Alfonso Prat-Gay was Minister of Treasury and Finance of Argentina between 2015-16. Previously, he was a member of Congress (2009-13), and president of the Central Bank of Argentina (2002-04). 

Alfonso earned a degree in economics from the Universidad Católica Argentina in 1989 (cum laude). He is a PhD candidate at the University of Pennsylvania, where he earned his Master´s Degree in Economics in 1994. Shortly afterwards, he joined JPMorgan in New York and went on to work for the bank in its Buenos Aires and London branches until 2001. Back in Buenos Aires, he co-founded APL Economía, an economic consulting firm.

In December 2002, at the age of 37, he was named president of the Central Bank of Argentina. He won the 2004 Euromoney Central Bank Governor of the Year award for his work for having reduced the inflation from 40% to 4% while maintaining an economic growth of 8%. In the 2009 congressional election, he led the Civic Coalition’s party list for the city of Buenos Aires and was elected to the House.
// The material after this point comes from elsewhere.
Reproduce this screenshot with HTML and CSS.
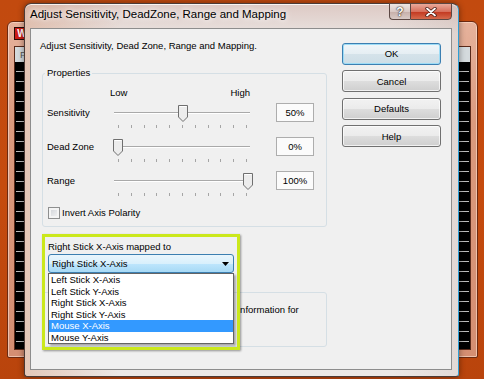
FILE: index.html
```html
<!DOCTYPE html>
<html lang="en">
<head>
    <meta charset="UTF-8">
    <meta name="viewport" content="width=device-width, initial-scale=1.0">
    <title>Adjust Sensitivity, DeadZone, Range and Mapping</title>
    <link rel="stylesheet" href="styles.css">
</head>
<body>
    <div class="desktop">
        <!-- window behind the dialog -->
        <div class="backwin">
            <div class="backwin-title"><span class="app-icon">W</span></div>
            <div class="backwin-body">
                <div class="backwin-tabs">P</div>
                <div class="backwin-track"></div>
            </div>
        </div>

        <div class="dialog">
            <div class="titlebar">
                <span class="title">Adjust Sensitivity, DeadZone, Range and Mapping</span>
                <div class="caption-buttons">
                    <span class="cap-btn cap-help">?</span>
                    <span class="cap-btn cap-close">
                        <svg width="12" height="10" viewBox="0 0 12 10">
                            <path d="M2 1.5l8 7M10 1.5l-8 7" stroke="#4a1a12" stroke-width="3.4" stroke-linecap="round"/>
                            <path d="M2 1.5l8 7M10 1.5l-8 7" stroke="#fff" stroke-width="1.8" stroke-linecap="round"/>
                        </svg>
                    </span>
                </div>
            </div>

            <div class="client">
                <div class="main-col">
                    <p class="intro">Adjust Sensitivity, Dead Zone, Range and Mapping.</p>

                    <fieldset class="group">
                        <legend>Properties</legend>
                        <div class="scale-labels"><span>Low</span><span>High</span></div>

                        <div class="slider-row">
                            <span class="slider-label">Sensitivity</span>
                            <div class="slider">
                                <div class="track"></div>
                                <svg class="thumb" style="left: 64px" width="10" height="17" viewBox="0 0 10 17"><path d="M0.5 0.5h9v11.5l-4.5 4.5-4.5-4.5z" fill="#ececec" stroke="#6f6f6f"/><path d="M1.5 1.5h7" stroke="#fff"/></svg>
                            </div>
                            <span class="value-box">50%</span>
                            <div class="ticks"><i></i><i></i><i></i><i></i><i></i><i></i><i></i><i></i><i></i><i></i><i></i></div>
                        </div>

                        <div class="slider-row">
                            <span class="slider-label">Dead Zone</span>
                            <div class="slider">
                                <div class="track"></div>
                                <svg class="thumb" style="left: -1px" width="10" height="17" viewBox="0 0 10 17"><path d="M0.5 0.5h9v11.5l-4.5 4.5-4.5-4.5z" fill="#ececec" stroke="#6f6f6f"/><path d="M1.5 1.5h7" stroke="#fff"/></svg>
                            </div>
                            <span class="value-box">0%</span>
                            <div class="ticks"><i></i><i></i><i></i><i></i><i></i><i></i><i></i><i></i><i></i><i></i><i></i></div>
                        </div>

                        <div class="slider-row">
                            <span class="slider-label">Range</span>
                            <div class="slider">
                                <div class="track"></div>
                                <svg class="thumb" style="left: 129px" width="10" height="17" viewBox="0 0 10 17"><path d="M0.5 0.5h9v11.5l-4.5 4.5-4.5-4.5z" fill="#ececec" stroke="#6f6f6f"/><path d="M1.5 1.5h7" stroke="#fff"/></svg>
                            </div>
                            <span class="value-box">100%</span>
                            <div class="ticks"><i></i><i></i><i></i><i></i><i></i><i></i><i></i><i></i><i></i><i></i><i></i></div>
                        </div>

                        <label class="check-row"><span class="checkbox"></span>Invert Axis Polarity</label>
                    </fieldset>

                    <div class="mapping">
                        <div class="mapping-label">Right Stick X-Axis mapped to</div>
                        <div class="combo">
                            <span>Right Stick X-Axis</span>
                            <svg width="7" height="4" viewBox="0 0 7 4"><path d="M0 0h7l-3.5 4z" fill="#000"/></svg>
                        </div>

                        <ul class="dropdown">
                            <li>Left Stick X-Axis</li>
                            <li>Left Stick Y-Axis</li>
                            <li>Right Stick X-Axis</li>
                            <li>Right Stick Y-Axis</li>
                            <li class="selected">Mouse X-Axis</li>
                            <li>Mouse Y-Axis</li>
                        </ul>

                        <div class="info-group">
                            <span class="info-text">information for</span>
                        </div>

                        <div class="highlight"></div>
                    </div>
                </div>

                <div class="button-col">
                    <button class="btn btn-default">OK</button>
                    <button class="btn">Cancel</button>
                    <button class="btn">Defaults</button>
                    <button class="btn">Help</button>
                </div>
            </div>
        </div>
    </div>
</body>
</html>
```

FILE: styles.css
```css
body {
    margin: 0;
    font-family: "Liberation Sans", Arial, sans-serif;
    font-size: 9.5px;
    color: #000;
}

.desktop {
    position: relative;
    width: 484px;
    height: 379px;
    overflow: hidden;
    background: linear-gradient(to bottom, #c24a0f, #c54b0e 50%, #b9440c);
}

/* window behind */
.backwin {
    position: absolute;
    left: 7px;
    top: 21px;
    width: 471px;
    height: 337px;
    box-sizing: border-box;
    border: 1px solid #6b2a12;
    border-radius: 6px 6px 2px 2px;
    background: linear-gradient(to bottom, #e6b29c, #da9a7e 30%, #d48e72);
    box-shadow: inset 0 0 0 1px rgba(255, 225, 210, 0.6);
    padding: 0 6px 7px;
    display: flex;
    flex-direction: column;
}

.backwin-title {
    height: 24px;
    padding-top: 5px;
    box-sizing: border-box;
}

.app-icon {
    display: inline-block;
    width: 14px;
    height: 11px;
    background: #cc1b14;
    border: 1px solid #2a0a06;
    color: #fff;
    font: bold 10px/11px "Liberation Sans", Arial, sans-serif;
    text-align: center;
}

.backwin-body {
    flex: 1;
    display: flex;
    flex-direction: column;
    background: #000;
    border: 1px solid #5a2a1a;
}

.backwin-tabs {
    height: 15px;
    line-height: 15px;
    padding-left: 5px;
    background: #d4dadd;
    color: #555;
}

.backwin-track {
    flex: 1;
    margin: 0 1px;
    background: repeating-linear-gradient(to bottom, transparent 0, transparent 9px, #bcbcbc 9px, #bcbcbc 10px);
}

/* dialog */
.dialog {
    position: absolute;
    left: 24px;
    top: 3px;
    width: 435px;
    height: 374px;
    box-sizing: border-box;
    border: 1px solid #4b3a36;
    border-right-color: #2f9fd6;
    border-radius: 7px 7px 3px 3px;
    background:
        linear-gradient(to right, rgba(214, 140, 100, 0.35), transparent 22%, transparent 85%, rgba(150, 110, 100, 0.12)),
        linear-gradient(to bottom, #ddc9c4, #e9e2df 30px, #ece8e6);
    box-shadow: 0 0 6px rgba(0, 0, 0, 0.45), inset 0 1px 0 rgba(255, 255, 255, 0.8);
    display: flex;
    flex-direction: column;
}

.titlebar {
    height: 24px;
    flex: none;
    display: flex;
    align-items: flex-start;
    padding: 0 6px 0 5px;
}

.title {
    flex: 1;
    margin-top: 3px;
    font-size: 11.5px;
    line-height: 14px;
    text-shadow: 0 0 5px #fff, 0 0 8px #fff;
}

.caption-buttons {
    display: flex;
    margin-top: -1px;
}

.cap-btn {
    height: 17px;
    box-sizing: border-box;
    border: 1px solid #5c4844;
    display: flex;
    align-items: center;
    justify-content: center;
}

.cap-help {
    width: 21px;
    border-right: none;
    border-radius: 0 0 0 4px;
    background: linear-gradient(to bottom, #eee6e3, #dac9c5 50%, #c6aea8 51%, #d9cac6);
    color: #fff;
    font: bold 12px/1 "Liberation Sans", Arial, sans-serif;
    text-shadow: 0 0 2px #2a1a16, 0 0 1px #000;
}

.cap-close {
    width: 42px;
    border-radius: 0 0 4px 0;
    background: linear-gradient(to bottom, #eaa99a, #d8705c 50%, #c2361e 51%, #d66a4c);
}

.client {
    flex: none;
    height: 342px;
    margin: 0 6px 0 5px;
    box-sizing: border-box;
    border: 1px solid #8d8d8d;
    background: #f0f0f0;
    display: flex;
    gap: 15px;
    padding: 10px 10px 0 9px;
}

.main-col {
    width: 287px;
}

.intro {
    margin: 0;
    line-height: 13px;
}

.group {
    margin: 15px 0 0 2px;
    width: 285px;
    box-sizing: border-box;
    padding: 0 4px 7px 2px;
    border: 1px solid #d5dfe5;
    border-radius: 3px;
}

.group legend {
    padding: 0 2px;
    line-height: 12px;
}

.scale-labels {
    display: flex;
    justify-content: space-between;
    width: 140px;
    margin: 8px 0 4px 65px;
    line-height: 12px;
}

.slider-row {
    display: grid;
    grid-template-columns: 69px 136px 26px 38px;
    grid-template-rows: 19px 15px;
    align-items: center;
}

.slider-label {
    padding-left: 2px;
}

.slider {
    grid-column: 2;
    grid-row: 1;
    position: relative;
    height: 19px;
}

.track {
    margin-top: 9px;
    border-top: 1px solid #a9a9a9;
    border-bottom: 1px solid #fff;
}

.thumb {
    position: absolute;
    top: 2px;
}

.value-box {
    grid-column: 4;
    grid-row: 1;
    height: 19px;
    box-sizing: border-box;
    border: 1px solid #adadad;
    background: #fbfbfb;
    display: flex;
    align-items: center;
    justify-content: center;
}

.ticks {
    grid-column: 2;
    grid-row: 2;
    align-self: start;
    width: 129px;
    height: 3px;
    margin: 3px 0 0 4px;
    display: flex;
    justify-content: space-between;
}

.ticks i {
    width: 1px;
    background: #a5a5a5;
}

.check-row {
    display: flex;
    align-items: center;
    gap: 2px;
    height: 13px;
    margin: 1px 0 0 3px;
}

.checkbox {
    width: 12px;
    height: 12px;
    box-sizing: border-box;
    border: 1px solid #8e8f8f;
    background: linear-gradient(135deg, #cdd0d5, #f7f7f7);
    box-shadow: inset 0 0 0 2px #f4f4f4;
}

/* mapping section */
.mapping {
    position: relative;
    padding-top: 14px;
}

.mapping-label {
    margin-left: 8px;
    line-height: 12px;
}

.combo {
    margin: 1px 0 0 8px;
    width: 186px;
    height: 19px;
    box-sizing: border-box;
    border: 1px solid #3c7fb1;
    border-radius: 3px;
    background: linear-gradient(to bottom, #eaf6fd, #d9f0fc 50%, #bee6fd 51%, #a7d9f5);
    display: flex;
    align-items: center;
    justify-content: space-between;
    padding: 0 4px 0 3px;
}

.dropdown {
    position: absolute;
    left: 8px;
    top: 46px;
    z-index: 2;
    width: 186px;
    margin: 0;
    padding: 0;
    list-style: none;
    box-sizing: border-box;
    border: 1px solid #646464;
    background: #fff;
    box-shadow: 2px 2px 2px rgba(0, 0, 0, 0.3);
}

.dropdown li {
    height: 11.5px;
    line-height: 11.5px;
    padding-left: 2px;
}

.dropdown .selected {
    background: #3399ff;
    color: #fff;
}

.info-group {
    margin: 19px 0 0 2px;
    width: 285px;
    height: 55px;
    box-sizing: border-box;
    border: 1px solid #d5dfe5;
    border-radius: 3px;
    padding: 10px 0 0 195px;
    line-height: 13px;
}

.highlight {
    position: absolute;
    left: 2px;
    top: 7px;
    z-index: 3;
    width: 198px;
    height: 116px;
    box-sizing: border-box;
    border: 3px solid #cbe81c;
    box-shadow: 1px 1px 2px rgba(0, 0, 0, 0.4);
}

/* buttons */
.button-col {
    width: 99px;
    padding-top: 3.5px;
    display: flex;
    flex-direction: column;
    gap: 5.5px;
}

.btn {
    height: 22px;
    padding: 0;
    box-sizing: border-box;
    border: 1px solid #707070;
    border-radius: 3px;
    background: linear-gradient(to bottom, #f2f2f2, #ebebeb 50%, #dddddd 51%, #cfcfcf);
    box-shadow: inset 0 0 0 1px rgba(255, 255, 255, 0.7);
    font: inherit;
    color: #000;
}

.btn-default {
    border-color: #3c7fb1;
    background: linear-gradient(to bottom, #f0f6f9, #e5eef3 50%, #d5e3ea 51%, #cddde6);
    box-shadow: inset 0 0 0 1px #9ddcf6;
}
```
In Congress, he worked on projects such as increasing banking security, preventing money laundering and drug trafficking, and an extensive deregulation of the Argentine financial system.

In his role as Finance Minister he is remembered for removing capital controls, healing the National Statistics Institute, ending ten years of sovereign default and designing a tax amnesty that formalised assets and savings worth 20% of GDP (a world record), all of which earned him Euromoney’s Finance Minister of the Year Award (2016).

Currently he is Executive Vice-Chairman of Prestige Auto, the exclusive distributor of Mercedes-Benz cars and manufacturer of the Sprinter vans for Argentina and the region, and serves on several local and international advisory boards.